Ainsi, dans la région de Mopti (centre du Mali), cœur de l’insurrection menée par le prédicateur Hamadoun Koufa, dirigeant de la Katiba Macina, les niveaux de production agricole sont en forte augmentation ces deux dernières décennies malgré des variations relativement importantes d’une année sur l’autre. Alors que la production céréalière était de 420 000 tonnes en 1999-2000, elle a triplé quinze ans après, atteignant un pic de 1,22 million de tonnes en 2015-2016. L’augmentation des volumes de production céréalière est en grande partie liée à celle des surfaces céréalières cultivées qui passent de 789 120 hectares en 2001-2002 à 991 554 hectares en 2016, soit une augmentation de 26 pour cent. Au Sud de la région de Mopti, théâtre de violents conflits locaux, une ruée mal régulée vers les terres de culture sur les plaines du Seeno-Gondo est à l’origine de tensions violentes entre communautés peul et dogon.

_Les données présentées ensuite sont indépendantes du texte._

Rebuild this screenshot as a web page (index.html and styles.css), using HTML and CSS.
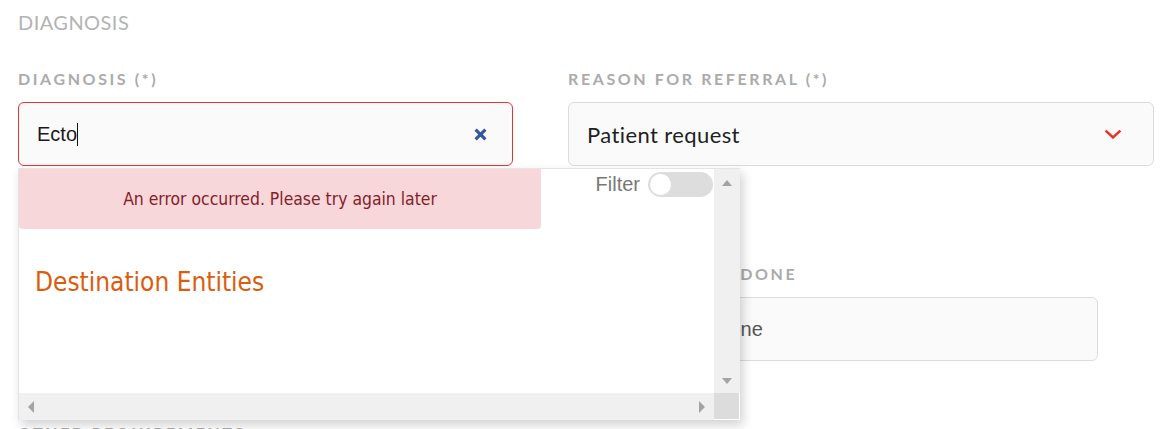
FILE: index.html
```html
<!DOCTYPE html>
<html lang="en">
<head>
<meta charset="utf-8">
<title>Diagnosis</title>
<link rel="stylesheet" href="styles.css">
</head>
<body>
<main class="page">
  <h2 class="section-title">DIAGNOSIS</h2>

  <div class="row row-top">
    <div class="field field-diagnosis">
      <div class="label">DIAGNOSIS (*)</div>
      <div class="input input-error">
        <span class="value">Ecto</span><span class="caret"></span>
        <svg class="clear-icon" viewBox="0 0 13 13" aria-hidden="true">
          <path d="M1.6 1.6 L11.4 11.4 M11.4 1.6 L1.6 11.4" stroke="#3656a2" stroke-width="3.2" fill="none"/>
        </svg>
      </div>

      <div class="dropdown">
        <div class="dd-body">
          <div class="dd-viewport">
            <div class="dd-top">
              <div class="alert">An error occurred. Please try again later</div>
              <div class="filter">
                <span class="filter-label">Filter</span>
                <span class="toggle"><span class="knob"></span></span>
              </div>
            </div>
            <div class="dd-heading">Destination Entities</div>
          </div>
          <div class="vscroll">
            <span class="arrow up"></span>
            <span class="arrow down"></span>
          </div>
        </div>
        <div class="hscroll-row">
          <div class="hscroll">
            <span class="arrow left"></span>
            <span class="arrow right"></span>
          </div>
          <div class="corner"></div>
        </div>
      </div>
    </div>

    <div class="field">
      <div class="label">REASON FOR REFERRAL (*)</div>
      <div class="input select">
        <span class="select-value">Patient request</span>
        <svg class="chevron" viewBox="0 0 18 10" aria-hidden="true">
          <polyline points="1.6,1.6 9,8.4 16.4,1.6" stroke="#e8332a" stroke-width="2.6" fill="none"/>
        </svg>
      </div>
    </div>
  </div>

  <div class="row row-mid">
    <div class="field">
      <div class="label">OBSERVATIONS</div>
      <div class="input"></div>
    </div>
    <div class="field">
      <div class="label">LAB DONE</div>
      <div class="input"><span class="placeholder">None</span></div>
    </div>
  </div>

  <div class="row row-bottom">
    <div class="label">OTHER REQUIREMENTS</div>
  </div>
</main>
</body>
</html>
```

FILE: styles.css
```css
* { box-sizing: border-box; }

html, body {
  margin: 0;
  background: #ffffff;
}

body {
  width: 1167px;
  height: 429px;
  overflow: hidden;
  font-family: Lato, "Noto Sans", sans-serif;
  color: #222;
}

.page {
  padding: 0 18px;
}

.section-title {
  margin: 10px 0 0;
  font: 400 20px/24px Lato, sans-serif;
  letter-spacing: 0.45px;
  color: #b3b3b3;
}

.row {
  display: grid;
  column-gap: 55px;
}

.row-top {
  margin-top: 36px;
  grid-template-columns: 495px 586px;
}

.row-mid {
  margin-top: 99px;
  grid-template-columns: 623px 402px;
}

.row-bottom {
  margin-top: 63px;
}

.field {
  position: relative;
}

.label {
  font: 700 16px/18px Lato, sans-serif;
  letter-spacing: 2.6px;
  color: #ababab;
  margin-bottom: 14px;
  white-space: nowrap;
}

.input {
  height: 64px;
  border: 1px solid #dcdcdc;
  border-radius: 6px;
  background: #fafafa;
  display: flex;
  align-items: center;
  padding: 0 18px;
}

.input-error {
  border-color: #e3342f;
  padding-right: 25px;
}

.value {
  font: 20px "Liberation Sans", Arial, sans-serif;
  color: #1a1a1a;
}

.caret {
  width: 1px;
  height: 23px;
  background: #111;
}

.clear-icon {
  margin-left: auto;
  width: 13px;
  height: 13px;
}

.select {
  padding-right: 31px;
}

.select-value {
  font: 400 22px Lato, sans-serif;
  letter-spacing: 0.4px;
  color: #1f1f1f;
}

.chevron {
  margin-left: auto;
  width: 18px;
  height: 10px;
}

.placeholder {
  font: 20px "Liberation Sans", Arial, sans-serif;
  color: #555;
}

/* dropdown */
.dropdown {
  position: absolute;
  left: 0;
  top: calc(100% + 2px);
  width: 722px;
  height: 252px;
  background: #fff;
  border-left: 1px solid #e4e4e4;
  border-top: 1px solid #e4e4e4;
  box-shadow: 3px 5px 10px rgba(0, 0, 0, 0.18);
  display: flex;
  flex-direction: column;
  z-index: 5;
}

.dd-body {
  flex: 1;
  display: flex;
  min-height: 0;
}

.dd-viewport {
  flex: 1;
  overflow: hidden;
}

.dd-top {
  display: flex;
  justify-content: space-between;
  align-items: flex-start;
}

.alert {
  width: 522px;
  height: 61px;
  margin-top: -1px;
  background: #f8d7da;
  color: #842029;
  border-radius: 0 0 4px 4px;
  display: flex;
  align-items: center;
  justify-content: center;
  font-family: "DejaVu Sans Condensed", "DejaVu Sans", sans-serif;
  font-stretch: condensed;
  font-size: 17.4px;
}

.filter {
  display: flex;
  align-items: center;
  gap: 8px;
  margin-top: 3px;
  padding-right: 1px;
}

.filter-label {
  font: 20px "Liberation Sans", Arial, sans-serif;
  color: #777;
}

.toggle {
  width: 65px;
  height: 25px;
  border-radius: 13px;
  background: #dddddd;
  position: relative;
}

.knob {
  position: absolute;
  left: 2px;
  top: 2px;
  width: 21px;
  height: 21px;
  border-radius: 50%;
  background: #fff;
}

.dd-heading {
  margin: 38px 0 0 16px;
  font-family: "DejaVu Sans Condensed", "DejaVu Sans", sans-serif;
  font-stretch: condensed;
  font-size: 26px;
  color: #dd5b0d;
  white-space: nowrap;
}

.vscroll {
  width: 26px;
  background: #f0f0f0;
  display: flex;
  flex-direction: column;
  justify-content: space-between;
  align-items: center;
  padding: 11px 0 9px;
}

.hscroll-row {
  height: 27px;
  display: flex;
}

.hscroll {
  flex: 1;
  background: #f0f0f0;
  display: flex;
  justify-content: space-between;
  align-items: center;
  padding: 0 9px;
}

.corner {
  width: 26px;
  background: #dcdcdc;
  border-right: 1px solid #fff;
  border-bottom: 1px solid #fff;
}

.arrow {
  width: 0;
  height: 0;
  border-style: solid;
}

.arrow.up {
  border-width: 0 5.5px 6px;
  border-color: transparent transparent #a3a3a3;
}

.arrow.down {
  border-width: 6px 5.5px 0;
  border-color: #a3a3a3 transparent transparent;
}

.arrow.left {
  border-width: 6px 6px 6px 0;
  border-color: transparent #a3a3a3 transparent transparent;
}

.arrow.right {
  border-width: 6px 0 6px 6px;
  border-color: transparent transparent transparent #a3a3a3;
}
```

Alors que la forte demande foncière exacerbe les conflits, les mécanismes de régulation – qu’ils soient traditionnels ou mis en place par l’Etat central – n’ont pas toujours l’efficacité ou la légitimité suffisante pour permettre d’arbitrer les querelles. Un grand nombre de conflits sont liés aux tentatives d’accaparement de nouvelles terres, sources de tensions entre les populations que les autorités n’arrivent pas à gérer de manière pacifique. Sous les effets de la mécanisation de l’agriculture, de l’irrigation et de la migration des communautés dogon habitant les falaises de Bandiagara en direction des plaines, le besoin en terres agricoles a fortement augmenté, ce qui a fait grimper leur valeur. Davantage d’agriculteurs exploitent des terres réservées auparavant à l’élevage et s’approprient celles situées près des points d’eau et des puits pastoraux pour y pratiquer des cultures maraichères. Cette expansion des terres agricoles, en rendant difficile l’accès du bétail aux pâturages et aux points d’eau, provoque des incidents violents.